- Directed by: Nicolas Philibert
- Produced by: Serge Lalou
- Starring: Nénette
- Cinematography: Katell Djian Nicolas Philibert
- Edited by: Léa Masson Nicolas Philibert
- Music by: Pascal Gallois Philippe Hersant
- Distributed by: Les Films du Losange
- Release dates: 15 February 2010 (Berlinale); 31 March 2010 (France);
- Running time: 70 minutes
- Country: France
- Language: French

= Nénette =

Nénette is a 2010 French documentary film about a 40-year-old female orangutan living in the menagerie of the Jardin des Plantes, (the zoo in Paris, France). The film, directed by Nicolas Philibert presents an intimate portrait of the ape, originally from Borneo, who has spent most of her life in captivity. In accord with the Cinéma vérité style of Philibert's earlier works, the camera rests on Nénette and her son Tübo in their glass-fronted enclosure.
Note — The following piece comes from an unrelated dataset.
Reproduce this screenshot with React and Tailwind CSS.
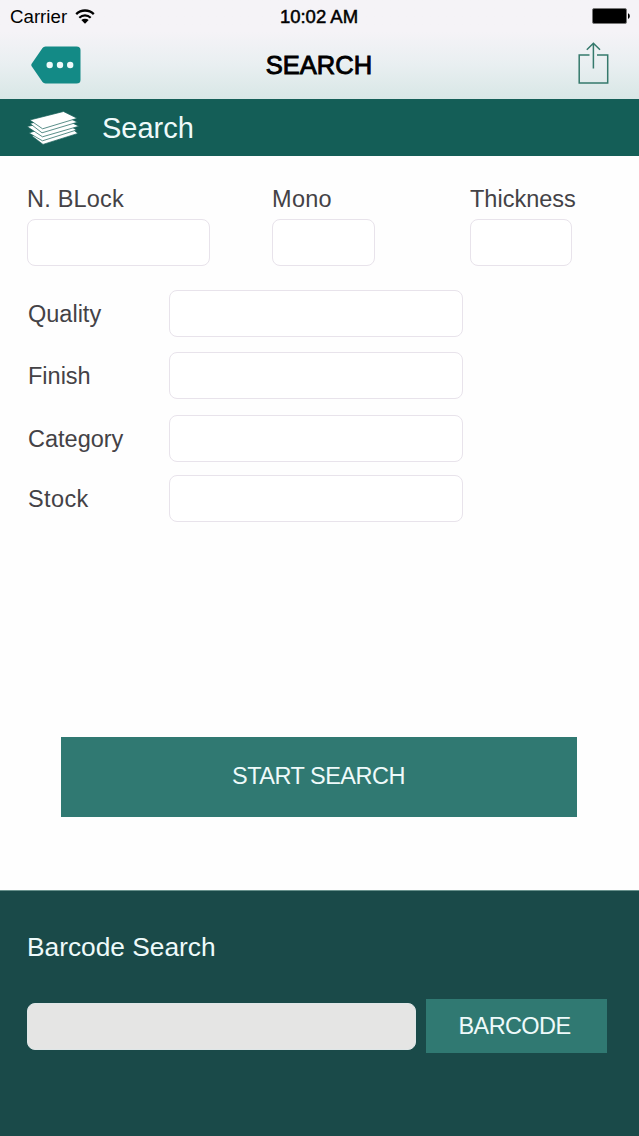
import { useState } from "react";
import clsx from "clsx";

const topFields = [
  { id: "block", label: "N. BLock", column: "w-[245px]", input: "w-[183px]", tracking: "tracking-[0.2px]" },
  { id: "mono", label: "Mono", column: "w-[198px]", input: "w-[103px]", tracking: "tracking-[0.3px]" },
  { id: "thickness", label: "Thickness", column: "w-[110px]", input: "w-[102px]", tracking: "tracking-normal" },
];

const rowFields = [
  { id: "quality", label: "Quality", gap: "mt-6" },
  { id: "finish", label: "Finish", gap: "mt-[15px]" },
  { id: "category", label: "Category", gap: "mt-4" },
  { id: "stock", label: "Stock", gap: "mt-[13px]", tracking: "tracking-[0.4px]" },
];

function WifiIcon() {
  return (
    <svg viewBox="0 0 20 15" className="-mt-px h-[15px] w-5" fill="none" aria-hidden="true">
      <path d="M1.2 5.1a12.6 12.6 0 0 1 17.6 0" stroke="#000" strokeWidth="2.3" />
      <path d="M4.3 8.7a8.3 8.3 0 0 1 11.4 0" stroke="#000" strokeWidth="2.2" />
      <path d="M6.3 11.1a5.4 5.4 0 0 1 7.4 0L10 14.8Z" fill="#000" />
    </svg>
  );
}

function BatteryIcon() {
  return (
    <svg viewBox="0 0 38 16" className="-mt-[2px] h-4 w-[38px]" aria-hidden="true">
      <rect x="0.5" y="0.5" width="34" height="15" rx="1.5" fill="#000" stroke="#777" />
      <path d="M36 5.2c2.4.6 2.4 5 0 5.6Z" fill="#000" />
    </svg>
  );
}

function BackTagIcon() {
  return (
    <svg viewBox="0 0 50 38" className="h-[38px] w-[50px]" aria-hidden="true">
      <path
        d="M14.5 .5H45.5Q49.5 .5 49.5 4V34Q49.5 37.5 45.5 37.5H14.5Q12.5 37.5 11.3 35.8L.5 20Q0 19 .5 18L11.3 2.2Q12.5 .5 14.5 .5Z"
        fill="#138a86"
      />
      <circle cx="18.7" cy="19" r="3.2" fill="#eefafa" />
      <circle cx="29" cy="19" r="3.2" fill="#eefafa" />
      <circle cx="39.2" cy="19" r="3.2" fill="#eefafa" />
    </svg>
  );
}

function ShareIcon() {
  return (
    <svg
      viewBox="0 0 31 42"
      className="h-[42px] w-[31px]"
      fill="none"
      stroke="#35796c"
      strokeWidth="1.5"
      aria-hidden="true"
    >
      <path d="M11.5 13H1.2V41H29.7V13H19" />
      <path d="M15.4 26.5V1.2M8.8 7.8L15.4 1.2L22 7.8" />
    </svg>
  );
}

// Pile of stone slabs, drawn from the bottom sheet up
function SlabsIcon() {
  return (
    <svg viewBox="0 0 52 34" className="h-[34px] w-[52px]" aria-hidden="true">
      <g fill="#fff" stroke="#145e57" strokeWidth="0.7" strokeLinejoin="round">
        <path d="M5 25L16 33.4L51 22.4L38 12Z" />
        <path d="M2 22L15.5 29.8L49.5 19L36 10Z" />
        <path d="M0 15.5L15.5 25.8L52 15.2L37 8Z" />
        <path d="M3 12.5L15 21.8L50.5 11.2L36 4Z" />
        <path d="M2.8 9L15.6 17.8L50.2 7.3L36.5.5Z" />
      </g>
    </svg>
  );
}

function TextBox({ id, value, onChange, className }) {
  return (
    <input
      id={id}
      type="text"
      value={value}
      onChange={(e) => onChange(id, e.target.value)}
      className={clsx(
        "block h-[47px] rounded-[8px] border border-[#e8e3eb] bg-white px-3 text-[23px] text-[#444246] outline-none",
        className
      )}
    />
  );
}

export default function App() {
  const [values, setValues] = useState({});

  const handleChange = (id, value) => setValues((prev) => ({ ...prev, [id]: value }));

  return (
    <div className="flex h-[1136px] w-[639px] flex-col overflow-hidden bg-[#fefefe] font-['Liberation_Sans',Arial,sans-serif]">
      <header className="h-[99px] shrink-0 bg-linear-to-b from-[#f5f3f7] from-32% via-[#e9eff1] via-65% to-[#d8e7e6]">
        <div className="grid h-8 grid-cols-3 items-center pr-[9px] pl-[10px] text-black">
          <div className="flex items-center gap-2">
            <span className="pt-px text-[18.7px] leading-8">Carrier</span>
            <WifiIcon />
          </div>
          <span className="pt-px pr-[2px] text-center text-[18.5px] leading-8 [-webkit-text-stroke:0.5px_#000]">
            10:02 AM
          </span>
          <div className="flex justify-end">
            <BatteryIcon />
          </div>
        </div>
        <div className="grid h-[66px] grid-cols-3 items-center pr-[30px] pl-[31px]">
          <button type="button" aria-label="Back" className="justify-self-start">
            <BackTagIcon />
          </button>
          <h1 className="pr-[2px] text-center text-[25.5px] whitespace-nowrap text-black [-webkit-text-stroke:0.9px_#000]">
            SEARCH
          </h1>
          <button type="button" aria-label="Share" className="-mt-[5px] justify-self-end">
            <ShareIcon />
          </button>
        </div>
      </header>

      <div className="flex h-[57px] shrink-0 items-center gap-[23px] bg-[#145e57] pl-[27px]">
        <SlabsIcon />
        <h2 className="pt-px text-[29px] leading-none text-[#eefafa]">Search</h2>
      </div>

      <main className="flex grow flex-col text-[23.5px] leading-6 text-[#444246]">
        <div className="mt-[31px] flex pl-[27px]">
          {topFields.map((field) => (
            <div key={field.id} className={field.column}>
              <label htmlFor={field.id} className={clsx("mb-2 block whitespace-nowrap", field.tracking)}>
                {field.label}
              </label>
              <TextBox
                id={field.id}
                value={values[field.id] ?? ""}
                onChange={handleChange}
                className={field.input}
              />
            </div>
          ))}
        </div>

        {rowFields.map((field) => (
          <div key={field.id} className={clsx("flex items-center pl-7", field.gap)}>
            <label htmlFor={field.id} className={clsx("w-[141px]", field.tracking)}>
              {field.label}
            </label>
            <TextBox
              id={field.id}
              value={values[field.id] ?? ""}
              onChange={handleChange}
              className="w-[294px]"
            />
          </div>
        ))}

        <button
          type="button"
          className="mt-auto mb-[73px] ml-[61px] h-20 w-[516px] bg-[#307972] pr-px pb-[3px] text-[23.5px] tracking-[-0.5px] text-[#eefafa]"
        >
          START SEARCH
        </button>
      </main>

      <footer className="h-[246px] shrink-0 border-t border-[#68918c] bg-[#1a4a49] pl-[27px]">
        <h3 className="mt-[41px] text-[26.3px] leading-[30px] text-[#eefafa]">Barcode Search</h3>
        <div className="mt-[37px] flex items-center gap-[10px]">
          <input
            type="text"
            aria-label="Barcode"
            value={values.barcode ?? ""}
            onChange={(e) => handleChange("barcode", e.target.value)}
            className="h-[47px] w-[389px] rounded-[8px] border border-[#dfe6e7] bg-[#e5e5e4] px-3 text-[23px] outline-none"
          />
          <button
            type="button"
            className="h-[54px] w-[181px] bg-[#307972] pt-px pr-1 text-[23.5px] tracking-[-0.6px] text-[#eefafa]"
          >
            BARCODE
          </button>
        </div>
      </footer>
    </div>
  );
}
We hear the conversations and see the reflections of the zoo visitors in the glass as they regard Nénette, a mother of four who has survived three mates.

==Reception==
Nenette has received positive reviews from critics, scoring 83% positive on Rotten Tomatoes, with an average score of 7.6/10. Some positive reviews have praised how the film is shot centred on Nenette and raises questions about her life and captivity. Total Film magazine awarded Nenette 4 stars with reviewer Tom Dawson saying "If the tea-drinking Nénette remains an enigmatic figure, Philibert makes fascinatingly clear how we humans project our own feelings and thoughts onto her". Other good reviews have come from Empire magazine and Sight & Sound.